Big data and probabilistic techniques are a potentially powerful combination

But what does any of this have to do with damages? I have previously written about Monte Carlo simulation and the use of probabilistic techniques in the assessment of damages. That article was written in response to scepticism that I had heard expressed about whether statistical techniques could ever meet legal standards of proof requiring, say, reasonable certainty. In my view, the answer remains a qualified yes. Legal processes are well-adapted to coping with uncertainty and there is no reason in principle why tribunals should reject conclusions drawn on the basis of statistical inference.

There are three main qualifications to the use of probabilistic techniques in an assessment of damages, each of which has parallels with the issues raised with AI algorithms above.

The first is that the appropriate use of probabilistic techniques requires calibration. As with the training data used to train, say, facial recognition software, the data used in simulations must be fit for the purpose to which it is being put. If a simulation of future prices relies on a history of, say, weekly prices from the last three years, it is likely to reach a different conclusion to a simulation trained on daily data over six months or monthly data over 10 years. Which of these sets of data is the right one to use is not a simple question. Likewise, knowing when to stop adding data may be a growing problem: when it is simple to add ever more data, knowing when to stop (because additional data does not add to an understanding of the problem) requires expert statistical assessment.

The second is that statisticians may themselves disagree whether the real world populations of data used in a probabilistic assessment actually fit one of the mathematically-defined distributions, such as the familiar 'bell curve' shape of the normal distribution. The good news on this point is that the ever-growing collection of data of all kinds is helping to answer questions about distributions in ways that were previously impossible. The volume of data generated by manufacturing plants, driverless cars, online purchasing, delivery records and everything connected to the Internet of Things will reveal a great deal about human behaviour – including commercial behaviour – that was previously only guessed at.

The third is that the outcome of the process should have an underlying logic to it. As the saying goes, 'correlation does not imply causation'. Users of statistical data therefore need to continue to apply common sense to their findings, lest they become beguiled by statistical relationships into drawing false conclusions.

It may serve to offer an example. Let us say that a distributor forces through a price change on certain product lines. Affected retailers contest the price change on account of the alleged harm that it does to their business. An assessment of the loss caused to the retailers relies, first, on the direct effects that the price increase has on sales volumes (an economic phenomenon referred to as the 'price elasticity of demand'). To the extent that the higher revenue per unit is more than offset by lower volumes, there will be a loss of profits, and vice-versa. In addition, however, there may be indirect effects.

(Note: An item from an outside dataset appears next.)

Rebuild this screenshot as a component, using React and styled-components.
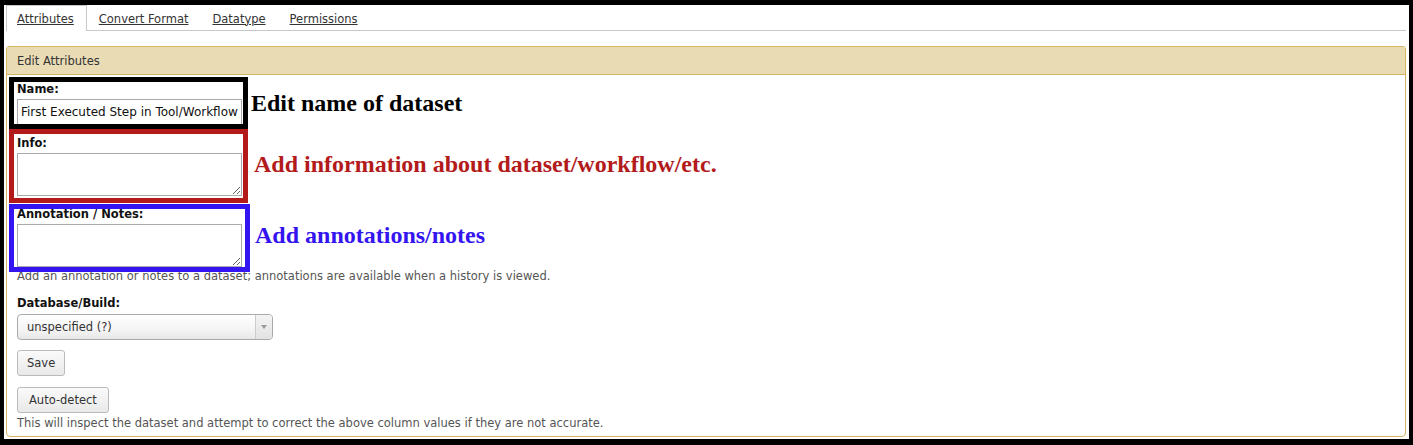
import React from "react";
import styled, { createGlobalStyle } from "styled-components";

const Global = createGlobalStyle`
  html, body { margin: 0; padding: 0; background: #000; }
  body { font-family: "DejaVu Sans", "Liberation Sans", sans-serif; font-size: 11.5px; color: #333; }
  * { box-sizing: border-box; }
`;

const Page = styled.div`
  margin: 5px 4px 6px 4px;
  height: 434px;
  background: #fff;
  padding: 0 3px 0 2px;
  display: flex;
  flex-direction: column;
`;

const Tabs = styled.ul`
  list-style: none;
  margin: 0;
  padding: 0;
  display: flex;
  height: 26px;
  border-bottom: 1px solid #c8c8c8;
`;

const Tab = styled.li`
  padding: 0 12px 0 10px;
  display: flex;
  align-items: center;
  border: 1px solid ${(p) => (p.$active ? "#c8c8c8" : "transparent")};
  border-bottom: none;
  background: #fff;
  margin-bottom: ${(p) => (p.$active ? "-1px" : "0")};
  height: ${(p) => (p.$active ? "26px" : "25px")};
  margin-right: ${(p) => (p.$active ? "1px" : "0")};
`;

const TabLink = styled.a`
  color: #333;
  text-decoration: underline;
  font-size: 11.5px;
  line-height: 14px;
  padding-top: 1px;
`;

const Panel = styled.section`
  margin-top: 15px;
  flex: 0 0 391px;
  display: flex;
  flex-direction: column;
  border: 1px solid #d6b560;
  border-radius: 3px 3px 4px 4px;
  background: #fff;
`;

const PanelHeader = styled.div`
  height: 28px;
  background: #e9dcb5;
  border-bottom: 1px solid #d6b560;
  padding: 0 10px;
  display: flex;
  align-items: center;
  color: #333;
  font-size: 11.5px;
`;

const PanelBody = styled.div`
  position: relative;
  flex: 1;
  padding: 6px 10px 0 10px;
  display: flex;
  flex-direction: column;
`;

const Row = styled.div`
  display: flex;
  flex-direction: column;
  align-items: flex-start;
  margin-top: ${(p) => p.$top || 0}px;
`;

const Label = styled.label`
  font-weight: bold;
  font-size: 11.5px;
  line-height: 16px;
  color: #111;
  margin-bottom: ${(p) => (p.$gap != null ? p.$gap : 2)}px;
`;

const TextInput = styled.input`
  width: 225px;
  height: 26px;
  border: 1px solid #aaa;
  padding: 0 3px;
  font-family: inherit;
  font-size: 12px;
  color: #111;
  background: #fff;
  outline: none;
`;

const TextArea = styled.textarea`
  width: 225px;
  height: 43px;
  border: 1px solid #aaa;
  font-family: inherit;
  font-size: 11.5px;
  margin: 0;
  display: block;
  background: #fff;
`;

const Help = styled.div`
  font-size: 11.5px;
  line-height: 16px;
  color: #555;
  margin-top: ${(p) => p.$top || 0}px;
`;

const Select = styled.div`
  width: 256px;
  height: 26px;
  border: 1px solid #aaa;
  border-radius: 4px;
  background: linear-gradient(#fff 0%, #f4f4f4 60%, #e8e8e8 100%);
  display: flex;
  align-items: stretch;
  overflow: hidden;
`;

const SelectText = styled.span`
  flex: 1;
  display: flex;
  align-items: center;
  padding-left: 9px;
  color: #333;
  font-size: 11.5px;
`;

const SelectArrow = styled.span`
  width: 17px;
  border-left: 1px solid #ccc;
  display: flex;
  align-items: center;
  justify-content: center;
  background: linear-gradient(#f4f4f4, #e2e2e2);
  &::after {
    content: "";
    border-left: 3px solid transparent;
    border-right: 3px solid transparent;
    border-top: 4px solid #999;
  }
`;

const Button = styled.button`
  height: 26px;
  padding: 0 ${(p) => p.$pad || 10}px;
  border: 1px solid #bbb;
  border-radius: 3px;
  background: linear-gradient(#fafafa, #e9e9e9);
  font-family: inherit;
  font-size: 11.5px;
  color: #333;
  margin-top: ${(p) => p.$top || 0}px;
  cursor: pointer;
`;

const Callout = styled.div`
  position: absolute;
  left: ${(p) => p.$x}px;
  top: ${(p) => p.$y}px;
  display: flex;
  align-items: center;
  gap: ${(p) => p.$gap}px;
  pointer-events: none;
`;

const CalloutBox = styled.div`
  width: ${(p) => p.$w}px;
  height: ${(p) => p.$h}px;
  border: 5px solid ${(p) => p.$color};
`;

const CalloutText = styled.span`
  font-family: "Liberation Serif", "Times New Roman", serif;
  font-weight: bold;
  font-size: 24px;
  color: ${(p) => p.$color};
  white-space: nowrap;
  margin-bottom: ${(p) => p.$lift || 0}px;
`;

export default function App() {
  return (
    <>
      <Global />
      <Page>
        <Tabs>
          <Tab $active>
            <TabLink>Attributes</TabLink>
          </Tab>
          <Tab>
            <TabLink>Convert Format</TabLink>
          </Tab>
          <Tab>
            <TabLink>Datatype</TabLink>
          </Tab>
          <Tab>
            <TabLink>Permissions</TabLink>
          </Tab>
        </Tabs>
        <Panel>
          <PanelHeader>Edit Attributes</PanelHeader>
          <PanelBody>
            <Row>
              <Label>Name:</Label>
              <TextInput defaultValue="First Executed Step in Tool/Workflow" />
            </Row>
            <Row $top={10}>
              <Label>Info:</Label>
              <TextArea />
            </Row>
            <Row $top={10}>
              <Label>Annotation / Notes:</Label>
              <TextArea />
              <Help $top={1}>
                Add an annotation or notes to a dataset; annotations are available when a history is viewed.
              </Help>
            </Row>
            <Row $top={11}>
              <Label $gap={3}>Database/Build:</Label>
              <Select>
                <SelectText>unspecified (?)</SelectText>
                <SelectArrow />
              </Select>
            </Row>
            <Row>
              <Button $top={10} $pad={9}>Save</Button>
              <Button $top={11} $pad={11}>Auto-detect</Button>
              <Help $top={2}>
                This will inspect the dataset and attempt to correct the above column values if they are not accurate.
              </Help>
            </Row>

            <Callout $x={2} $y={2} $gap={3}>
              <CalloutBox $w={239} $h={52} $color="#000" />
              <CalloutText $color="#000">Edit name of dataset</CalloutText>
            </Callout>
            <Callout $x={2} $y={54} $gap={6}>
              <CalloutBox $w={239} $h={74} $color="#b31b1b" />
              <CalloutText $color="#b31b1b" $lift={3}>
                Add information about dataset/workflow/etc.
              </CalloutText>
            </Callout>
            <Callout $x={2} $y={129} $gap={5}>
              <CalloutBox $w={241} $h={68} $color="#3414f0" />
              <CalloutText $color="#3414f0" $lift={5}>
                Add annotations/notes
              </CalloutText>
            </Callout>
          </PanelBody>
        </Panel>
      </Page>
    </>
  );
}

Lost sales volumes of the products whose price has increased may lead to lost sales of ancillary or complementary products that customers purchased at the same time, tending to increase the loss. It may also cause customers to switch their purchase to competing products sold by the retailer, potentially mitigating some of the loss from sales of the affected products.4

Assessments of price elasticities and cross-elasticities of demand have historically relied upon small data sets that are statistically unreliable. Intuition has tended to fill in the gaps in the evidence. Today, however, it would be possible to calculate extensive cross-elasticities of demand for a potentially wide range of products given several years of sales and pricing data from a large retailer. Nevertheless, the data in question would still only be a sample – the 'true' cross-elasticities might be different – and the data is likely to contain quite a lot of 'noise', for instance associated with different income levels or demographics around different stores.

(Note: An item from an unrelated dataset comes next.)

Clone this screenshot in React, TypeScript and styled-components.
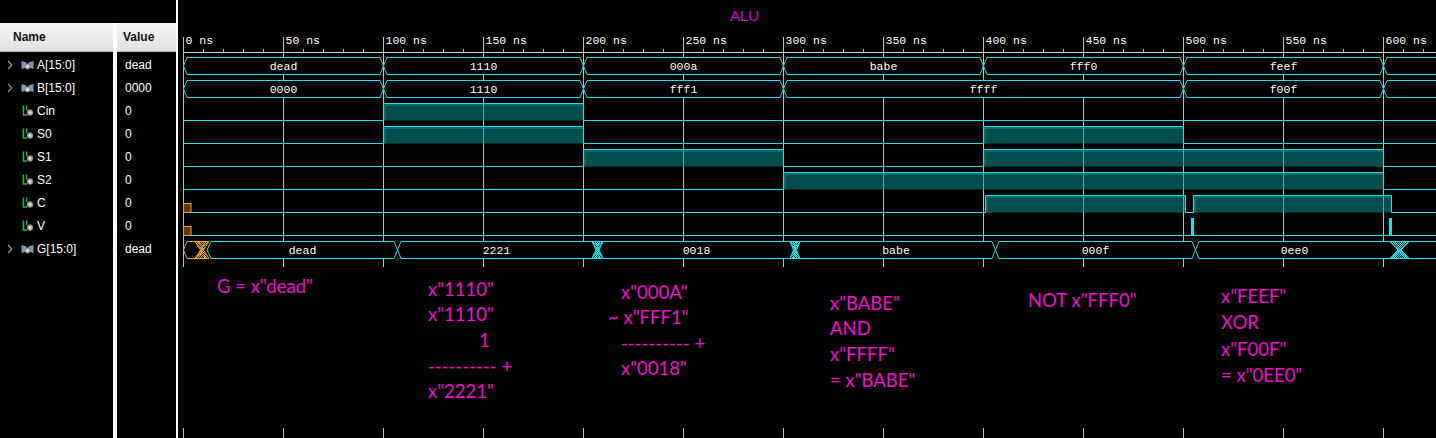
import React from "react";
import styled, { createGlobalStyle } from "styled-components";

const CY = "#17e4ea";
const TEAL = "rgba(0,150,150,0.52)";
const GRID = "#bdbdbd";
const ORANGE = "#f0a020";
const MAGENTA = "#f20dcf";

const Global = createGlobalStyle`
  html, body { margin: 0; padding: 0; background: #000; }
  body {
    width: 1436px; height: 438px; overflow: hidden;
    font-family: "Liberation Sans", Arial, sans-serif;
  }
  #root { width: 1436px; height: 438px; }
`;

const Screen = styled.div`
  display: flex;
  width: 1436px;
  height: 438px;
  background: #000;
  overflow: hidden;
`;

/* ---------- left side: names + values ---------- */
const SidePanel = styled.div`
  display: flex;
  flex-direction: column;
  width: 176px;
  flex: none;
`;
const SideTop = styled.div`
  height: 23px;
  flex: none;
`;
const SideColumns = styled.div`
  display: flex;
  flex: 1;
`;
const Column = styled.div<{ $w: number }>`
  width: ${(p) => p.$w}px;
  display: flex;
  flex-direction: column;
  flex: none;
`;
const ColumnDivider = styled.div`
  width: 4px;
  background: #fff;
  flex: none;
`;
const HeaderCell = styled.div<{ $pad: number }>`
  height: 29px;
  margin-bottom: 1px;
  box-sizing: border-box;
  padding-left: ${(p) => p.$pad}px;
  display: flex;
  align-items: center;
  background: linear-gradient(#f7f7f7, #e1e1e1);
  border-bottom: 1px solid #b5b5b5;
  font-weight: bold;
  font-size: 12px;
  color: #111;
`;
const NameCell = styled.div`
  height: 23px;
  display: flex;
  align-items: center;
  padding-left: 7px;
  color: #fff;
  font-size: 12px;
  white-space: nowrap;
`;
const ChevronSlot = styled.span`
  width: 14px;
  display: flex;
  align-items: center;
  flex: none;
`;
const IconSlot = styled.span<{ $bit?: boolean }>`
  width: 16px;
  padding-left: ${(p) => (p.$bit ? 1 : 0)}px;
  box-sizing: border-box;
  display: flex;
  align-items: center;
  flex: none;
`;
const ValueCell = styled.div`
  height: 23px;
  display: flex;
  align-items: center;
  padding-left: 8px;
  color: #fff;
  font-size: 12px;
`;
const Splitter = styled.div`
  width: 2px;
  background: #fff;
  flex: none;
`;

/* ---------- wave side ---------- */
const WavePanel = styled.div`
  flex: 1;
  display: flex;
  flex-direction: column;
  min-width: 0;
`;
const TitleBar = styled.div`
  height: 30px;
  flex: none;
  box-sizing: border-box;
  padding-left: 552px;
  padding-top: 7px;
  font-size: 15px;
  line-height: 18px;
  color: #d800d8;
`;
const RulerSvg = styled.svg`
  display: block;
  width: 1258px;
  height: 23px;
  flex: none;
`;
const RulerText = styled.text`
  font-family: "Liberation Mono", "Courier New", monospace;
  font-size: 11.5px;
  fill: #fff;
`;
const WaveBody = styled.div`
  flex: 1;
  display: flex;
  flex-direction: column;
  background-image: linear-gradient(to right, ${GRID} 0 1px, transparent 1px 100px);
  background-size: 100px 100%;
  background-position: 5px 0;
  background-repeat: repeat-x;
`;
const Rows = styled.div`
  display: flex;
  flex-direction: column;
  flex: none;
`;
const RowSvg = styled.svg`
  display: block;
  width: 1258px;
  height: 23px;
  overflow: hidden;
`;
const BusText = styled.text`
  font-family: "Liberation Mono", "Courier New", monospace;
  font-size: 11.5px;
  fill: #fff;
`;

/* ---------- annotations ---------- */
const Notes = styled.div`
  margin-top: 7px;
  height: 161px;
  flex: none;
  background: #000;
  display: flex;
  padding-left: 6px;
  font-family: Lato, "Open Sans", sans-serif;
  font-size: 18.5px;
  color: ${MAGENTA};
`;
const NoteCol = styled.div<{ $left: number; $top: number; $lh: number }>`
  width: 200px;
  flex: none;
  box-sizing: border-box;
  padding-left: ${(p) => p.$left}px;
  padding-top: ${(p) => p.$top}px;
  line-height: ${(p) => p.$lh}px;
  white-space: pre;
`;
const NoteLine = styled.div<{ $shift: number }>`
  margin-left: ${(p) => p.$shift}px;
`;

/* ---------- icons ---------- */
const Chevron = () => (
  <svg width="6" height="10" viewBox="0 0 6 10">
    <path d="M1 1 L4.8 5 L1 9" stroke="#a0a0a0" strokeWidth="1.1" fill="none" />
  </svg>
);
const BusIcon = () => (
  <svg width="13" height="10" viewBox="0 0 13 10">
    <path d="M0.5 1 L5.5 2.5 V7.5 L0.5 9 Z" fill="#7d9aba" />
    <path d="M12.5 1 L7.5 2.5 V7.5 L12.5 9 Z" fill="#7d9aba" />
    <circle cx="6.5" cy="6.4" r="2.7" fill="#b9b9b9" stroke="#6c6c6c" strokeWidth="0.6" />
    <circle cx="6.5" cy="6.4" r="1" fill="#fff" />
  </svg>
);
const BitIcon = () => (
  <svg width="12" height="11" viewBox="0 0 12 11">
    <path d="M1.5 0.5 V10 H5" stroke="#2bb545" strokeWidth="1.5" fill="none" />
    <path d="M4.6 0.5 V5.2" stroke="#2bb545" strokeWidth="1.5" fill="none" />
    <circle cx="8" cy="7.6" r="3" fill="#a9a9a9" stroke="#6a6a6a" strokeWidth="0.5" />
    <circle cx="8" cy="7.6" r="1.1" fill="#f2f2f2" />
  </svg>
);

/* ---------- waveform drawing ---------- */
type Seg = { lp: number; lt: number; rt: number; rp: number; label?: string; color?: string };
type Hatch = { a: number; b: number; color: string };

const TOP = 4.5;
const BOT = 21.5;
const MID = 13;

function makeBus(crossings: number[], labels: string[]): Seg[] {
  const s = 3.5;
  const segs: Seg[] = [];
  let lp = 183.5;
  let lt = 187;
  crossings.forEach((c, i) => {
    segs.push({ lp, lt, rt: c - s, rp: c, label: labels[i] });
    lp = c;
    lt = c + s;
  });
  segs.push({ lp, lt, rt: 1500, rp: 1504, label: labels[crossings.length] });
  return segs;
}

const BusWave: React.FC<{ segs: Seg[]; hatches?: Hatch[] }> = ({ segs, hatches = [] }) => (
  <RowSvg viewBox="0 0 1258 23">
    <defs>
      <pattern id="chk-cy" width="2" height="2" patternUnits="userSpaceOnUse">
        <rect width="1" height="1" fill={CY} />
        <rect x="1" y="1" width="1" height="1" fill={CY} />
      </pattern>
      <pattern id="chk-or" width="2" height="2" patternUnits="userSpaceOnUse">
        <rect width="1" height="1" fill={ORANGE} />
        <rect x="1" y="1" width="1" height="1" fill={ORANGE} />
      </pattern>
    </defs>
    <g transform="translate(-178 0)">
      {segs.map((s, i) => (
        <polygon
          key={i}
          points={`${s.lp},${MID} ${s.lt},${TOP} ${s.rt},${TOP} ${s.rp},${MID} ${s.rt},${BOT} ${s.lt},${BOT}`}
          fill="#000"
          stroke={s.color ?? CY}
          strokeWidth={1}
        />
      ))}
      {hatches.map((h, i) => {
        const c = (h.a + h.b) / 2;
        const pat = h.color === ORANGE ? "url(#chk-or)" : "url(#chk-cy)";
        return (
          <g key={`h${i}`}>
            <polygon points={`${h.a},${TOP} ${h.b},${TOP} ${c + 1.5},${MID} ${c - 1.5},${MID}`} fill={pat} />
            <polygon points={`${h.a},${BOT} ${h.b},${BOT} ${c + 1.5},${MID} ${c - 1.5},${MID}`} fill={pat} />
            <path
              d={`M${h.a} ${TOP} L${h.b - 3} ${BOT} M${h.a + 3} ${TOP} L${h.b} ${BOT} M${h.a} ${BOT} L${h.b - 3} ${TOP} M${h.a + 3} ${BOT} L${h.b} ${TOP} M${h.a} ${TOP} H${h.b} M${h.a} ${BOT} H${h.b}`}
              stroke={h.color}
              strokeWidth={1}
              fill="none"
            />
          </g>
        );
      })}
      {segs
        .filter((s) => s.label)
        .map((s, i) => (
          <BusText key={`t${i}`} x={(s.lt + s.rt) / 2} y={17} textAnchor="middle">
            {s.label}
          </BusText>
        ))}
    </g>
  </RowSvg>
);

const BitWave: React.FC<{ highs: [number, number][]; init?: boolean; spikes?: [number, number][] }> = ({
  highs,
  init,
  spikes = [],
}) => {
  let d = `M${init ? 191 : 183.5} ${BOT}`;
  highs.forEach(([a, b]) => {
    d += ` H${a} V${TOP} H${b} V${BOT}`;
  });
  d += " H1440";
  return (
    <RowSvg viewBox="0 0 1258 23">
      <g transform="translate(-178 0)">
        {highs.map(([a, b], i) => (
          <g key={i}>
            <rect x={a} y={TOP} width={b - a} height={BOT - TOP} fill={TEAL} />
            <path
              d={`M${a + 1.5} ${BOT} V${TOP + 1.5} H${b - 0.5}`}
              stroke="rgba(70,200,200,0.45)"
              strokeWidth={1}
              fill="none"
            />
          </g>
        ))}
        <path d={d} stroke={CY} strokeWidth={1} fill="none" />
        {init && <rect x={183.5} y={12.5} width={7.5} height={9} fill="#5c3c10" stroke={ORANGE} strokeWidth={1} />}
        {spikes.map(([a, b], i) => (
          <rect key={`s${i}`} x={a} y={4} width={b - a} height={18} fill={CY} />
        ))}
      </g>
    </RowSvg>
  );
};

/* ---------- data ---------- */
type Signal = { name: string; value: string; bus: boolean };
const signals: Signal[] = [
  { name: "A[15:0]", value: "dead", bus: true },
  { name: "B[15:0]", value: "0000", bus: true },
  { name: "Cin", value: "0", bus: false },
  { name: "S0", value: "0", bus: false },
  { name: "S1", value: "0", bus: false },
  { name: "S2", value: "0", bus: false },
  { name: "C", value: "0", bus: false },
  { name: "V", value: "0", bus: false },
  { name: "G[15:0]", value: "dead", bus: true },
];

const X = [383.5, 583.5, 783.5, 983.5, 1183.5, 1383.5];
const aSegs = makeBus(X, ["dead", "1110", "000a", "babe", "fff0", "feef", ""]);
const bSegs = makeBus([383.5, 583.5, 783.5, 1183.5, 1383.5], ["0000", "1110", "fff1", "ffff", "f00f", ""]);

const gSegs: Seg[] = [
  { lp: 183.5, lt: 187, rt: 195, rp: 202, color: ORANGE },
  { lp: 207, lt: 211, rt: 394, rp: 397.5, label: "dead" },
  { lp: 397.5, lt: 401, rt: 592, rp: 597.5, label: "2221" },
  { lp: 597.5, lt: 603, rt: 790, rp: 795, label: "0018" },
  { lp: 795, lt: 800, rt: 992, rp: 995.5, label: "babe" },
  { lp: 995.5, lt: 999, rt: 1192, rp: 1195.5, label: "000f" },
  { lp: 1195.5, lt: 1199, rt: 1390, rp: 1399.5, label: "0ee0" },
  { lp: 1399.5, lt: 1409, rt: 1500, rp: 1504 },
];
const gHatches: Hatch[] = [
  { a: 195, b: 209, color: ORANGE },
  { a: 592, b: 603, color: CY },
  { a: 790, b: 800, color: CY },
  { a: 1390, b: 1409, color: CY },
];

type Note = { left: number; top: number; lh: number; lines: { t: string; shift?: number }[] };
const notes: Note[] = [
  { left: 33, top: 6.6, lh: 25.7, lines: [{ t: 'G = x"dead"' }] },
  {
    left: 44,
    top: 9.6,
    lh: 25.7,
    lines: [{ t: 'x"1110"' }, { t: 'x"1110"' }, { t: "1", shift: 51 }, { t: "---------- +" }, { t: 'x"2221"' }],
  },
  {
    left: 37,
    top: 12.6,
    lh: 25.6,
    lines: [{ t: 'x"000A"' }, { t: '~ x"FFF1"', shift: -13 }, { t: "---------- +" }, { t: 'x"0018"' }],
  },
  { left: 46, top: 23.6, lh: 25.8, lines: [{ t: 'x"BABE"' }, { t: "AND" }, { t: 'x"FFFF"' }, { t: '= x"BABE"' }] },
  { left: 44, top: 21.3, lh: 25.7, lines: [{ t: 'NOT x"FFF0"' }] },
  { left: 37, top: 16, lh: 26.4, lines: [{ t: 'x"FEEF"' }, { t: "XOR" }, { t: 'x"F00F"' }, { t: '= x"0EE0"' }] },
];

const Ruler = () => {
  const majors = Array.from({ length: 13 }, (_, k) => 183 + 100 * k);
  const minors = Array.from({ length: 64 }, (_, k) => 183 + 20 * k).filter((x, k) => k % 5 !== 0 && x < 1436);
  return (
    <RulerSvg viewBox="0 0 1258 23">
      <g transform="translate(-178 -30)">
        <rect x={183} y={52} width={1260} height={1} fill="#d4d4d4" />
        {majors.map((x) => (
          <rect key={x} x={x} y={37} width={1} height={16} fill={GRID} />
        ))}
        {minors.map((x) => (
          <rect key={`m${x}`} x={x} y={49} width={1} height={3} fill={GRID} />
        ))}
        {majors.map((x, k) => (
          <RulerText key={`l${x}`} x={x + 2.5} y={43.5}>{`${50 * k} ns`}</RulerText>
        ))}
      </g>
    </RulerSvg>
  );
};

export default function App() {
  return (
    <>
      <Global />
      <Screen>
        <SidePanel>
          <SideTop />
          <SideColumns>
            <Column $w={113}>
              <HeaderCell $pad={13}>Name</HeaderCell>
              {signals.map((s) => (
                <NameCell key={s.name}>
                  <ChevronSlot>{s.bus && <Chevron />}</ChevronSlot>
                  <IconSlot $bit={!s.bus}>{s.bus ? <BusIcon /> : <BitIcon />}</IconSlot>
                  {s.name}
                </NameCell>
              ))}
            </Column>
            <ColumnDivider />
            <Column $w={59}>
              <HeaderCell $pad={6}>Value</HeaderCell>
              {signals.map((s) => (
                <ValueCell key={s.name}>{s.value}</ValueCell>
              ))}
            </Column>
          </SideColumns>
        </SidePanel>
        <Splitter />
        <WavePanel>
          <TitleBar>ALU</TitleBar>
          <Ruler />
          <WaveBody>
            <Rows>
              <BusWave segs={aSegs} />
              <BusWave segs={bSegs} />
              <BitWave highs={[[383.5, 583.5]]} />
              <BitWave highs={[[383.5, 583.5], [983.5, 1183.5]]} />
              <BitWave highs={[[583.5, 783.5], [983.5, 1383.5]]} />
              <BitWave highs={[[783.5, 1383.5]]} />
              <BitWave init highs={[[985.5, 1185.5], [1193.5, 1391.5]]} />
              <BitWave init highs={[]} spikes={[[1191, 1194], [1389, 1392]]} />
              <BusWave segs={gSegs} hatches={gHatches} />
            </Rows>
            <Notes>
              {notes.map((n, i) => (
                <NoteCol key={i} $left={n.left} $top={n.top} $lh={n.lh}>
                  {n.lines.map((l, j) => (
                    <NoteLine key={j} $shift={l.shift ?? 0}>
                      {l.t}
                    </NoteLine>
                  ))}
                </NoteCol>
              ))}
            </Notes>
          </WaveBody>
        </WavePanel>
      </Screen>
    </>
  );
}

The availability of such a large volume of detailed data, however, seems likely to open up possibilities for analysis that is beyond ordinary human capabilities. An appropriately-trained AI algorithm might well find patterns of gains and losses in the data that were unanticipated, even by a person acquainted with the business and the products. As discussed above, however, such evidence might need to be weighed to ascertain whether it met the legally-defined thresholds of certainty. It will also need to pass common-sense tests: even if there is a high correlation between, say, changes in the prices of facial creams and demand for motor oils, that does not prove that the demand for one is causally related to the demand for the other.


This article advances the view that tribunals ought to gain comfort in assessing evidence using probabilistic techniques in assessing economic damages, as a general proposition, simply because with the application of new AI algorithms to an ever-growing volume of data, it is likely to become much more common. Until relatively recently, courts and tribunals often considered discounted cash flow (DCF) calculations to be unreasonably speculative. Today, however tribunals have become more comfortable with adopting them – where appropriate – recognising, perhaps, that DCF calculations are the most usual way for investors to assess projects and investments.

It is possible that increasing familiarity with the probabilistic techniques that underpin modern algorithms will lead future courts and tribunals in the same direction as algorithms and data sets become more pervasive and robust than they are today. When the use of probabilistic inference becomes a common phenomenon of which people have daily, direct experience, it may be that the techniques will lose some of their mystique. It may also help to bear in mind that what is going on in statistical inference is a comparison of collected facts to principles, and applying standards of proof to the comparison, a process that mimics the essence of legal (and much other) decision-making.


1 The views expressed in this article are those of the author and not necessarily the views of FTI Consulting, its management, its subsidiaries, its affiliates, or its other professionals.

2 A more accurate description might be that the accuracy of the algorithms used today has led people to become aware of the surveillance that they have been under for a considerable period already.

4 The effect of a change in price of one product on demand for a second product is known as a cross-elasticity of demand.